I have always wanted to start watching the Vampire Diaries since i saw one episode a while back but was so far behind i couldn't watch them. I wanted to start from the beginning, now thanks to my friend Courtney i now am borrowing season 1 and LOVE IT!! I just love those romance TV shows/movies that are just so cute! and i love vampire, SYFI movies. Im excited to get through the first season so i can get season 2 soon.






Also work is good, its been super busy lately but that helps the time to go by quicker sometimes, the only sad thing is, and it wouldn't change either way is that i don't see Travis hardly at all... maybe 3 hours out of the day. 1 hour in the morning before he is off to school and i to work and then maybe 2 hours after he is home from work before we go to bed. hahah its a bummer but that's how life goes when he is going to school and then straight off to work until 9:30-10pm. But that's life, we gotta get through school sometime right :) it just makes me love him even more!



Anyways that's about all for now!

Tuesday, September 6, 2011

sigh....

I know i told my self that i wasn't going to care any more but come on, who i was i trying to kid. Here we are again, that time of year when everyone, and i literally mean EVERYONE is pregnant. Either again or for the first time, and here i am, not even close.... i was counting the other day and came to Travis and said, "Guess what!? If im pregnant this month we should have our baby right before or on our 3rd anniversary, how awesome would that be? But if im not then we are screwed." I wont mind if when our 3rd anniversary comes up and i dont have a born baby, im just praying and pleading that by then im at least PREGNANT with a baby, or two.

This January marks the 2 year anniversary of my miscarriage. We have been trying for so long, and with no luck. Its hard to think that i could, ever become pregnant again. Most days im really good and i dont let it get to me. but on my emotional days like today, i struggle like any wanting mother would. I just pray that i learn whatever is left for me to learn through this trial so i can finally get my angel.

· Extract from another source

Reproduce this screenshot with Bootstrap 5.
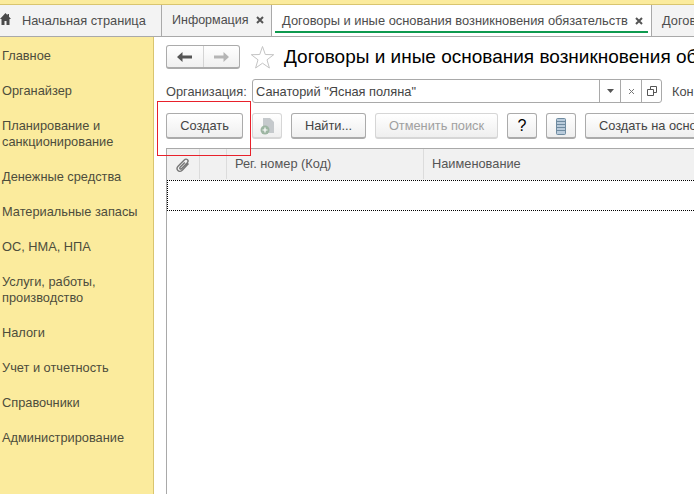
<!DOCTYPE html>
<html lang="ru">
<head>
    <title>Договоры</title>
    <meta charset="UTF-8">
    <link href="https://cdn.jsdelivr.net/npm/bootstrap@5.3.0/dist/css/bootstrap.min.css" rel="stylesheet">
    <style>
        html, body { width: 694px; height: 494px; overflow: hidden; }
        body { font-family: "Liberation Sans", Arial, sans-serif; font-size: 12.8px; color: #4a4a4a; background: #fff; }
        .top-strip { height: 5px; background: #fbeb9d; border-bottom: 1px solid #d9c56f; }
        .tab-bar { height: 32px; background: #f3f3f3; border-bottom: 1px solid #a9a9a9; }
        .tab-item { flex: none; height: 31px; padding-top: 8px; border-right: 1px solid #a9a9a9; white-space: nowrap; color: #4d4d4d; line-height: 15px; }
        .tab-home { width: 162px; padding-left: 22px; position: relative; }
        .tab-home svg { position: absolute; left: 0; top: 8px; }
        .tab-info { width: 110px; padding-left: 10px; font-size: 12.5px; }
        .tab-active { width: 380px; background: #fff; padding-left: 10px; position: relative; font-size: 12.9px; }
        .tab-active::after { content: ""; position: absolute; left: 3px; right: 3px; bottom: 3px; height: 2px; background: #0f9a4f; }
        .tab-next { padding-left: 10px; border-right: 0; }
        .tab-close { margin-left: 7px; vertical-align: 0; }
        .main-wrap { height: 457px; }
        .side-menu { width: 154px; flex: none; background: #fbeb9d; border-right: 1px solid #d9c56f; padding-top: 11px; }
        .side-link { padding: 0 2px; line-height: 16px; margin-bottom: 19px; color: #4d4d3c; }
        .work-area { width: 540px; flex: none; position: relative; padding: 8px 0 0 12px; overflow: hidden; }
        .head-row { height: 24px; }
        .nav-pair { width: 74px; height: 24px; flex: none; border: 1px solid #ababab; border-bottom-width: 2px; border-radius: 3px; background: linear-gradient(#fff, #f0f0f0); }
        .nav-half { flex: 1; }
        .nav-half + .nav-half { border-left: 1px solid #d4d4d4; }
        .fav-star { margin-left: 10px; flex: none; }
        .page-title { font-size: 19px; line-height: 24px; color: #000; white-space: nowrap; margin-left: 9px; }
        .org-row { margin-top: 10px; height: 24px; white-space: nowrap; }
        .org-label { width: 86px; flex: none; padding-top: 2px; }
        .org-input { width: 410px; height: 24px; flex: none; border: 1px solid #a9a9a9; border-radius: 3px; padding-left: 3px; line-height: 22px; color: #444; }
        .org-text { width: 343px; flex: none; padding-top: 1px; }
        .org-btn { width: 21px; height: 22px; flex: none; border-left: 1px solid #a9a9a9; }
        .org-more { margin-left: 10px; padding-top: 2px; }
        .tool-row { margin-top: 10px; height: 26px; gap: 9px; }
        .tool-btn { flex: none; height: 26px; padding-top: 1px; border: 1px solid #ababab; border-bottom-width: 2px; border-radius: 3px; background: linear-gradient(#fff, #efefef); color: #444; white-space: nowrap; }
        .tool-off { border-color: #d6d6d6; color: #a0a0a0; }
        .btn-create { width: 77px; }
        .btn-doc { width: 30px; }
        .btn-find { width: 75px; }
        .btn-cancel { width: 123px; }
        .btn-help { width: 30px; color: #000; font-size: 16px; }
        .btn-list { width: 30px; }
        .btn-based { width: 150px; justify-content: flex-start; padding-left: 13px; }
        .grid-box { margin-top: 9px; border-top: 1px solid #a9a9a9; border-left: 1px solid #a9a9a9; height: 346px; width: 600px; }
        .grid-head { height: 31px; background: #f1f1f1; }
        .grid-col { flex: none; height: 30px; border-right: 1px solid #dcdcdc; padding: 5px 0 0 8px; color: #555; }
        .col-clip { width: 33px; padding: 6px 0 0 9px; }
        .col-mark { width: 27px; }
        .col-code { width: 197px; }
        .col-name { width: 300px; }
        .grid-row { height: 31px; border: 1px dotted #000; }
        .red-frame { position: absolute; left: 3px; top: 64px; width: 94px; height: 55px; border: 1px solid #e8212b; pointer-events: none; }
    </style>
</head>
<body>
    <div class="top-strip"></div>
    <div class="tab-bar d-flex overflow-hidden">
        <div class="tab-item tab-home">
            <svg width="11" height="12" viewBox="0 0 11 12"><path d="M5.500 0 0 6h1.500v6h3V8h2v4h3V6H11L9 3.800V1H7.500v1.200z" fill="#4a4a4a"/></svg>
            Начальная страница
        </div>
        <div class="tab-item tab-info">Информация<svg class="tab-close" width="8" height="8" viewBox="0 0 8 8"><path d="m1 1 6 6M7 1 1 7" stroke="#555" stroke-width="2" fill="none"/></svg></div>
        <div class="tab-item tab-active">Договоры и иные основания возникновения обязательств<svg class="tab-close" width="8" height="8" viewBox="0 0 8 8"><path d="m1 1 6 6M7 1 1 7" stroke="#555" stroke-width="2" fill="none"/></svg></div>
        <div class="tab-item tab-next">Договоры</div>
    </div>
    <div class="main-wrap d-flex">
        <div class="side-menu">
            <div class="side-link">Главное</div>
            <div class="side-link">Органайзер</div>
            <div class="side-link">Планирование и санкционирование</div>
            <div class="side-link">Денежные средства</div>
            <div class="side-link">Материальные запасы</div>
            <div class="side-link">ОС, НМА, НПА</div>
            <div class="side-link">Услуги, работы, производство</div>
            <div class="side-link">Налоги</div>
            <div class="side-link">Учет и отчетность</div>
            <div class="side-link">Справочники</div>
            <div class="side-link">Администрирование</div>
        </div>
        <div class="work-area">
            <div class="head-row d-flex align-items-center">
                <div class="nav-pair d-flex">
                    <div class="nav-half d-flex align-items-center justify-content-center">
                        <svg width="15" height="10" viewBox="0 0 15 10"><path d="M0 5 5.500 0v3.500H15v3H5.500V10z" fill="#555"/></svg>
                    </div>
                    <div class="nav-half d-flex align-items-center justify-content-center">
                        <svg width="15" height="10" viewBox="0 0 15 10"><path d="M15 5 9.500 0v3.500H0v3h9.500V10z" fill="#b5b5b5"/></svg>
                    </div>
                </div>
                <svg class="fav-star" width="25" height="25" viewBox="0 0 25 25"><path d="M12.500 1.500 15.300 9.500 23.700 9.700 17 14.800 19.400 23 12.500 18.200 5.600 23 8 14.800 1.300 9.700 9.700 9.500z" fill="#fff" stroke="#c4c4c4"/></svg>
                <div class="page-title">Договоры и иные основания возникновения обязательств</div>
            </div>
            <div class="org-row d-flex align-items-center">
                <div class="org-label">Организация:</div>
                <div class="org-input d-flex">
                    <div class="org-text">Санаторий "Ясная поляна"</div>
                    <div class="org-btn d-flex align-items-center justify-content-center">
                        <svg width="7" height="4" viewBox="0 0 7 4"><path d="M0 0h7L3.500 4z" fill="#555"/></svg>
                    </div>
                    <div class="org-btn d-flex align-items-center justify-content-center">
                        <svg width="7" height="7" viewBox="0 0 7 7"><path d="m1 1 5 5M6 1 1 6" stroke="#777" fill="none"/></svg>
                    </div>
                    <div class="org-btn d-flex align-items-center justify-content-center">
                        <svg width="10" height="10" viewBox="0 0 10 10"><path d="M3.500 3V.5h6v6H7M.5 3.500h6v6h-6z" stroke="#555" fill="none"/></svg>
                    </div>
                </div>
                <div class="org-more">Кон</div>
            </div>
            <div class="tool-row d-flex">
                <div class="tool-btn btn-create d-flex align-items-center justify-content-center">Создать</div>
                <div class="tool-btn tool-off btn-doc d-flex align-items-center justify-content-center">
                    <svg width="14" height="17" viewBox="0 0 14 17"><path d="M3 0h7l4 4v11H3z" fill="#c5c9cc"/><circle cx="5" cy="12" r="4.500" fill="#9db5a2"/><path d="M5 9.500v5M2.500 12h5" stroke="#fff" stroke-width="1.200"/></svg>
                </div>
                <div class="tool-btn btn-find d-flex align-items-center justify-content-center">Найти...</div>
                <div class="tool-btn tool-off btn-cancel d-flex align-items-center justify-content-center">Отменить поиск</div>
                <div class="tool-btn btn-help d-flex align-items-center justify-content-center">?</div>
                <div class="tool-btn btn-list d-flex align-items-center justify-content-center">
                    <svg width="10" height="17" viewBox="0 0 10 17"><rect x=".5" y=".5" width="9" height="16" rx="1" fill="#b9cbdb" stroke="#6f8ba0"/><path d="M1 3.500h8M1 6.500h8M1 9.500h8M1 12.500h8" stroke="#6f8ba0"/></svg>
                </div>
                <div class="tool-btn btn-based d-flex align-items-center">Создать на основании</div>
            </div>
            <div class="grid-box">
                <div class="grid-head d-flex">
                    <div class="grid-col col-clip">
                        <svg width="14" height="15" viewBox="0 0 14 15"><path d="M12.500 5.500 6.500 12c-1.400 1.400-3.500 1.600-4.600.5S.9 9.500 2.300 8.100L8.300 2c1-1 2.400-1.100 3.200-.3s.7 2-.2 3L5.700 10.500c-.6.600-1.300.7-1.700.3s-.3-1.100.3-1.700l4.500-4.700" fill="none" stroke="#777" stroke-width="1.400"/></svg>
                    </div>
                    <div class="grid-col col-mark"></div>
                    <div class="grid-col col-code">Рег. номер (Код)</div>
                    <div class="grid-col col-name">Наименование</div>
                </div>
                <div class="grid-row"></div>
            </div>
            <div class="red-frame"></div>
        </div>
    </div>
</body>
</html>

I pray for strength and faith to carry me on until that day. I love my amazing husband Travis so much and can not imagine my life with out him in it. I also cant wait to see the day he becomes a dad, because i know that he will be the very best out there! I know it in my heart he will be the best EVER.


Other than those feelings, i started my new job today! It was great! But now i feel like my head is going to explode from memory overload, there is too much information floating around in that that i cant even make sense of. But soon enough ill get the hang of it and not come home so overwhelmed. But im excited for this new job. It will be great! Plus i get to work with my good friend Court bucket!!! :) love you girl!

Anyways.... Oh yeah also, my pug koda, is in heat.... so not fun, ive had to lock her downstairs so she doesnt keep making a mess on everything (yes i know thats disgusting, trust me i know i have to deal with it) Besides that because she is going through this i dont know why but she keeps having accidents in places she isnt supposed to. Im really getting upset with her. But i have to try and stay calm. Ha me and koda are on the same cycle, lucky us girls. That's odd... ok enough of that im done.


I LOVE MY NEW WASHER AND DRYER!!! hooray!!!